La polémica por la entrevista de Sean Penn con el Chapo no se entiende bien si no se enmarca por un lado en el activismo cinematográfico que practican Oliver Stone o Michael Moore y por el otro -y sobre todo- en la tendencia que marcó Rolling Stone en los 70 con el periodismo gonzo y el cronista que se sumerge en la historia que narra (y en las drogas): casi todas las críticas aparecidas en los medios rivales adolecen de un desconocimiento escandaloso de la historia de los medios de comunicación contemporáneos que debería abochornar a los moralistas abajo firmantes.
Hunter S. Thompson no tenía escrúpulo alguno en involucrarse con el objeto de su investigación, ni en mimetizarse con sus entrevistados ni en compartir sus jeringuillas si hacía falta: no había otra forma humana más inmersiva de narrar el miedo y el asco como la que él practicaba. Y sus reportajes míticos fueron los que marcaron el estilo de la Rolling (y de las malas copias que vendrían después).

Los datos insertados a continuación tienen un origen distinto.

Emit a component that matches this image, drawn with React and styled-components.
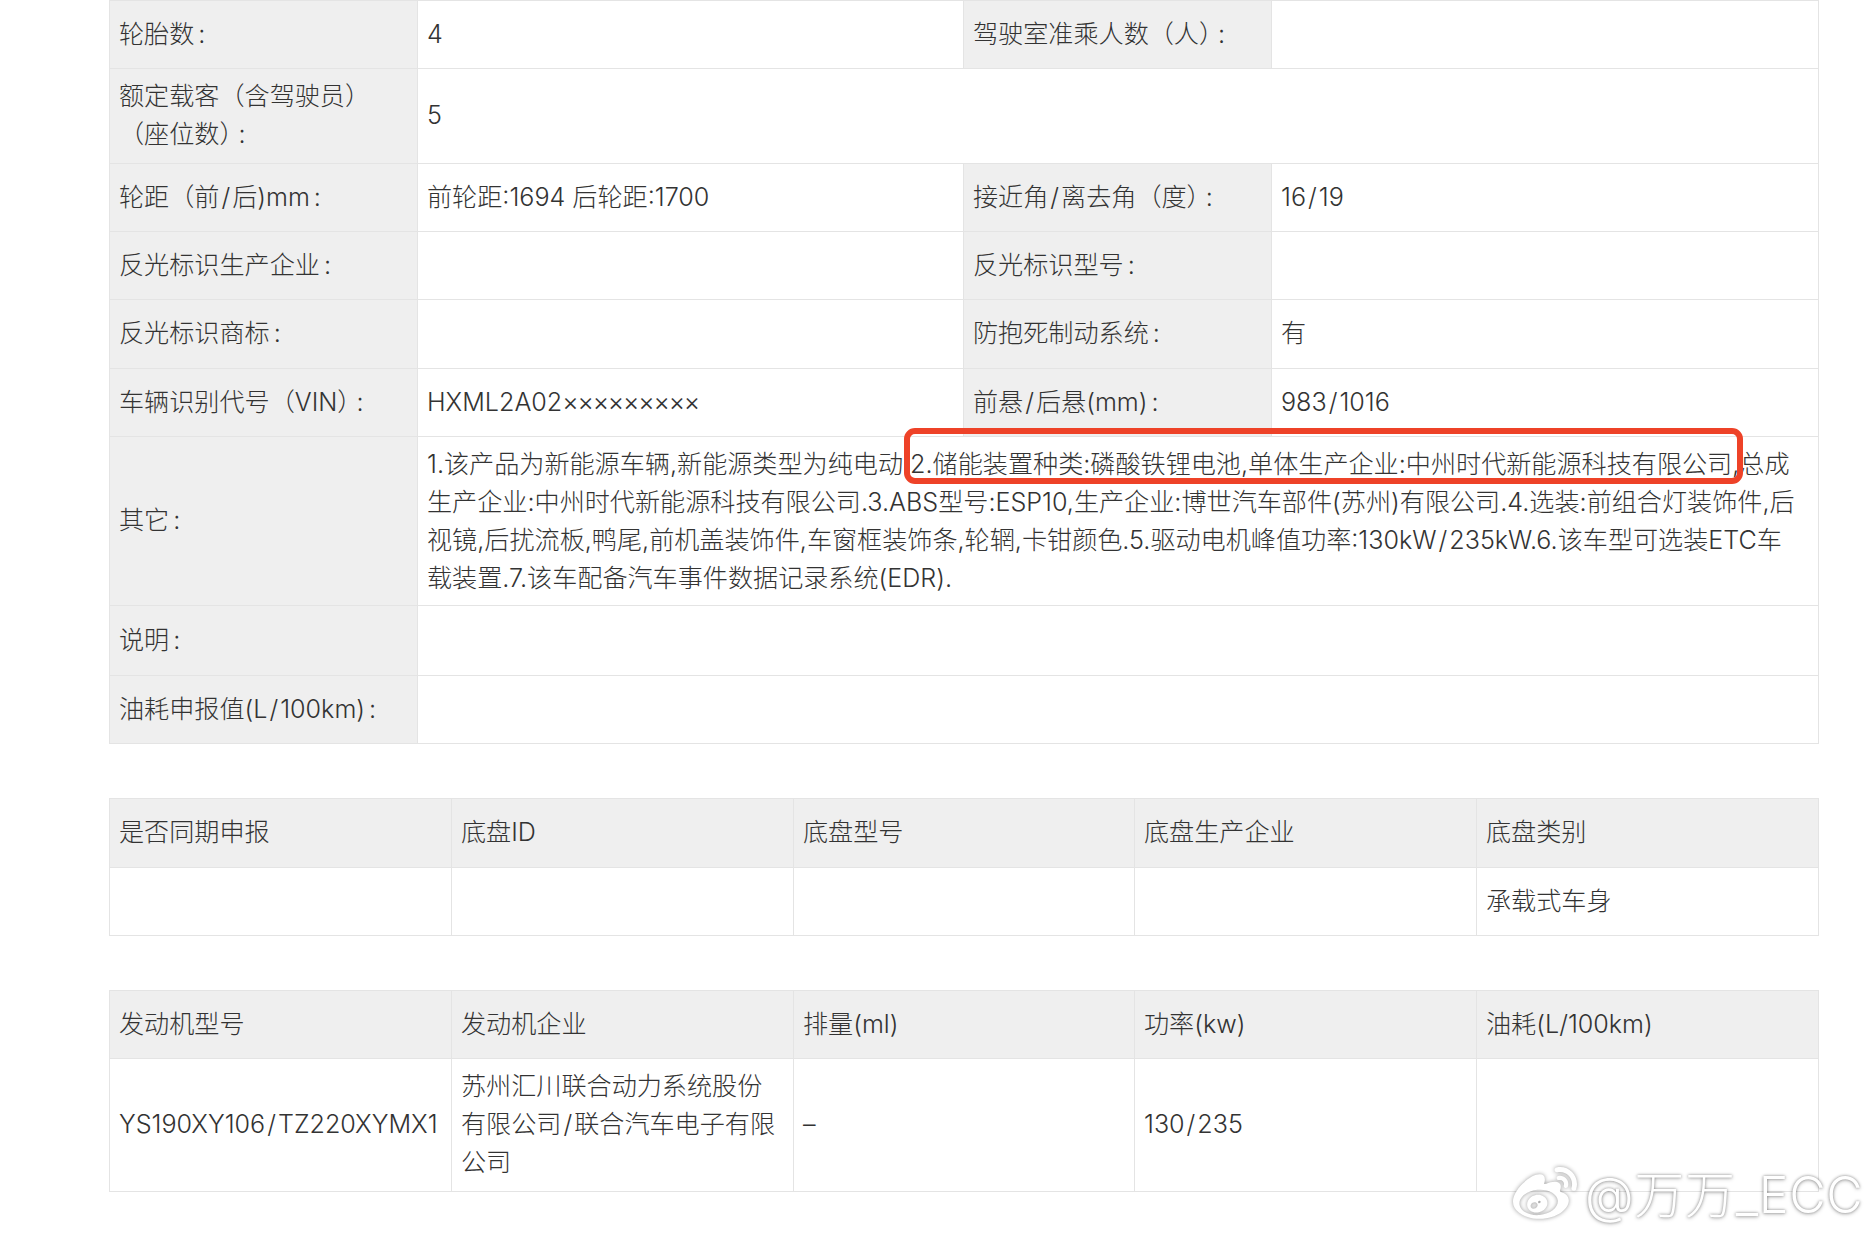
import React from "react";
import styled, { createGlobalStyle } from "styled-components";
import { FaWeibo } from "react-icons/fa";

const Global = createGlobalStyle`
  html, body { margin: 0; padding: 0; background: #fff; }
  body { font-family: Inter, "Noto Sans CJK SC", sans-serif; font-weight: 300; color: #333; }
`;
const Page = styled.div`
  position: relative;
  width: 1876px;
  height: 1242px;
  overflow: hidden;
  padding: 0 58px 0 109px;
  box-sizing: border-box;
`;
const Table = styled.table`
  width: 1709px;
  table-layout: fixed;
  border-collapse: collapse;
  margin-bottom: ${(p) => p.$gap || 0}px;
  font-size: 25.12px;
  line-height: 38px;
`;
const Cell = styled.td`
  border: 1px solid #e4e4e4;
  padding: ${(p) => (p.$long ? "0 14px 0 9px" : "0 9px 2px")};
  height: ${(p) => p.$h || 68}px;
  box-sizing: border-box;
  vertical-align: middle;
  background: ${(p) => (p.$label ? "#efefef" : "#fff")};
  word-break: break-all;
`;
const Slash = styled.span`
  margin: 0 2px;
`;
const Colon = styled.span`
  margin-left: ${(p) => (p.$tight ? -6 : 4)}px;
`;
const Mask = styled.span`
  letter-spacing: -1.2px;
`;
const Highlight = styled.div`
  position: absolute;
  left: 904px;
  top: 428px;
  width: 839px;
  height: 56px;
  box-sizing: border-box;
  border: 6px solid #ee4228;
  border-radius: 11px;
`;
const Watermark = styled.div`
  position: absolute;
  left: 1513px;
  top: 1163px;
  display: flex;
  align-items: center;
  gap: 8px;
  color: #fff;
  font-size: 50px;
  line-height: 54px;
  font-weight: 300;
  letter-spacing: 0.7px;
  text-shadow: 0 0 3px rgba(0,0,0,.4), 0 1px 4px rgba(0,0,0,.25);
  svg { filter: drop-shadow(0 0 2px rgba(0,0,0,.4)); }
`;

function Text({ children, label }) {
  if (typeof children !== "string") return children;
  let body = children;
  let colon = null;
  if (label && body.endsWith(":")) {
    body = body.slice(0, -1);
    colon = <Colon $tight={body.endsWith("）")}>:</Colon>;
  }
  const parts = body.split("/");
  return (
    <>
      {parts.map((p, i) => (
        <React.Fragment key={i}>
          {i > 0 && <Slash>/</Slash>}
          {p}
        </React.Fragment>
      ))}
      {colon}
    </>
  );
}

const spec = [
  [["轮胎数:", "4", "驾驶室准乘人数（人）:", ""], 68],
  [[<>额定载客（含驾驶员）<br />（座位数）<Colon $tight>:</Colon></>, "5"], 95],
  [["轮距（前/后)mm:", "前轮距:1694 后轮距:1700", "接近角/离去角（度）:", "16/19"], 68],
  [["反光标识生产企业:", "", "反光标识型号:", ""], 68],
  [["反光标识商标:", "", "防抱死制动系统:", "有"], 69],
  [["车辆识别代号（VIN）:", <>HXML2A02<Mask>×××××××××</Mask></>, "前悬/后悬(mm):", "983/1016"], 68],
  [["其它:", "1.该产品为新能源车辆,新能源类型为纯电动 2.储能装置种类:磷酸铁锂电池,单体生产企业:中州时代新能源科技有限公司,总成生产企业:中州时代新能源科技有限公司.3.ABS型号:ESP10,生产企业:博世汽车部件(苏州)有限公司.4.选装:前组合灯装饰件,后视镜,后扰流板,鸭尾,前机盖装饰件,车窗框装饰条,轮辋,卡钳颜色.5.驱动电机峰值功率:130kW/235kW.6.该车型可选装ETC车载装置.7.该车配备汽车事件数据记录系统(EDR)."], 169, true],
  [["说明:", ""], 70],
  [["油耗申报值(L/100km):", ""], 68],
];

function SpecTable() {
  return (
    <Table $gap={54}>
      <colgroup><col width="308" /><col width="546" /><col width="308" /><col width="547" /></colgroup>
      <tbody>
        {spec.map(([cells, h, long], r) => (
          <tr key={r}>
            {cells.map((c, i) => (
              <Cell key={i} $h={h} $long={long && i === 1} $label={i % 2 === 0} colSpan={cells.length === 2 && i === 1 ? 3 : 1}>
                <Text label={i % 2 === 0}>{c}</Text>
              </Cell>
            ))}
          </tr>
        ))}
      </tbody>
    </Table>
  );
}
function DataTable({ head, row, gap, headH, rowH }) {
  return (
    <Table $gap={gap}>
      <colgroup><col width="342" /><col width="342" /><col width="341" /><col width="342" /><col width="342" /></colgroup>
      <tbody>
        <tr>{head.map((c) => <Cell key={c} $label $h={headH}>{c}</Cell>)}</tr>
        <tr>{row.map((c, i) => <Cell key={i} $h={rowH}><Text>{c}</Text></Cell>)}</tr>
      </tbody>
    </Table>
  );
}
export default function App() {
  return (
    <Page>
      <Global />
      <SpecTable />
      <DataTable gap={54} headH={69} rowH={68} head={["是否同期申报", "底盘ID", "底盘型号", "底盘生产企业", "底盘类别"]} row={["", "", "", "", "承载式车身"]} />
      <DataTable headH={68} rowH={133} head={["发动机型号", "发动机企业", "排量(ml)", "功率(kw)", "油耗(L/100km)"]} row={["YS190XY106/TZ220XYMX1", "苏州汇川联合动力系统股份有限公司/联合汽车电子有限公司", "–", "130/235", ""]} />
      <Highlight />
      <Watermark><FaWeibo size={64} /><span>@万万_ECC</span></Watermark>
    </Page>
  );
}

Tampoco es incisivo Oliver Stone cuando entrevista en profundidad a Fidel Castro para sus películas Comandante o Looking for Fidel, pero los testimonios que quedaron en esas grabaciones quedan para la historia, como también para conocer el pensamiento del líder cubano en estado puro, sin que sea necesario que el entrevistador tenga que dejar clara su toma de postura moral para alivio de biempensantes. Nadie más cercano que Boswell para retratar al Doctor Johnson sin el más mínimo reparo crítico, o que Eckermann para documentar la vida de Goethe, o que Max Brod para con Kafka o Chandler con Groucho o Bogdanovich con Welles: ellos supieron reflejar el alma de sus retratados mejor que ellos mismos. Tampoco hay alguien menos sospechoso de abertzale que Pedro J. Ramirez, que se citó con la cúpula de ETA más sangrienta sin que la caverna mediática de la que es miembro honorario se lanzara en tromba contra él. Entrevistar a dictadores, asesinos o personajes repugnantes es una de las principales tareas de la profesión: si hay un clásico de la cosa es A sangre fría, de Truman Capote, que no se las vio con unos angelitos precisamente.
Por otra parte Sean Penn no tiene que demostrar nada a estas alturas: el segmento que dirigió en 11’09″01 sobre las Torres Gemelas vale más que una resma de reportajes publicados sobre el asunto; pero estar a la izquierda del pensamiento único te hace sospechoso hasta de pegar a tu madre. Como diría De Quincey, uno empieza por leer a Gramsci y a Laclau y no tardará en permitirse un asesinato, pronto no le dará importancia al robar, del robo pasará a la bebida y a la inobservancia del día del Señor, y acabará por faltar a la buena educación y por dejar las cosas para el día siguiente.
Sin embargo, es de nuevo un producto satírico el que mejor explica los errores teóricos y procedimentales de Penn y el scoop de RS, y lo hace tan bien que se adelantó a los acontecimientos en varios meses. Porque el mockumentary más divertido de la serie Documentary Now! –creada por varios miembros de esa cantera inagotable que es Saturday Night Live– es Dronez: The Hunt for El Chingon, una parodia de los hiperbólicos estilemas de los reportajes de Vice localizada en Ciudad Juárez, lugar en que unos tribuletes hipsters, sobrados y desubicados tratan de localizar a un capo de la coca mientras pasean por el país sin entender apenas nada, caiga quien caiga. A David Carr, el malogrado plumilla canalla del New York Times que en Page One les dio un buen repaso en su careto a los supuestamente aguerridos colegas del portal digital, le hubiera encantado el episodio.
El problema es justamente uno de acting: no es lo mismo registrar como notario una realidad existente que parecer propagandista de una causa. Cuando acaba fascinándote ese modo de vida, acabas más confuso que Dinio en una noche oscura del alma y el síndrome de Estocolmo se adueña de tu relato, el periodismo ha perdido su carácter de denuncia (o siquiera de relato de lo real) para convertirse en otra cosa bien distinta.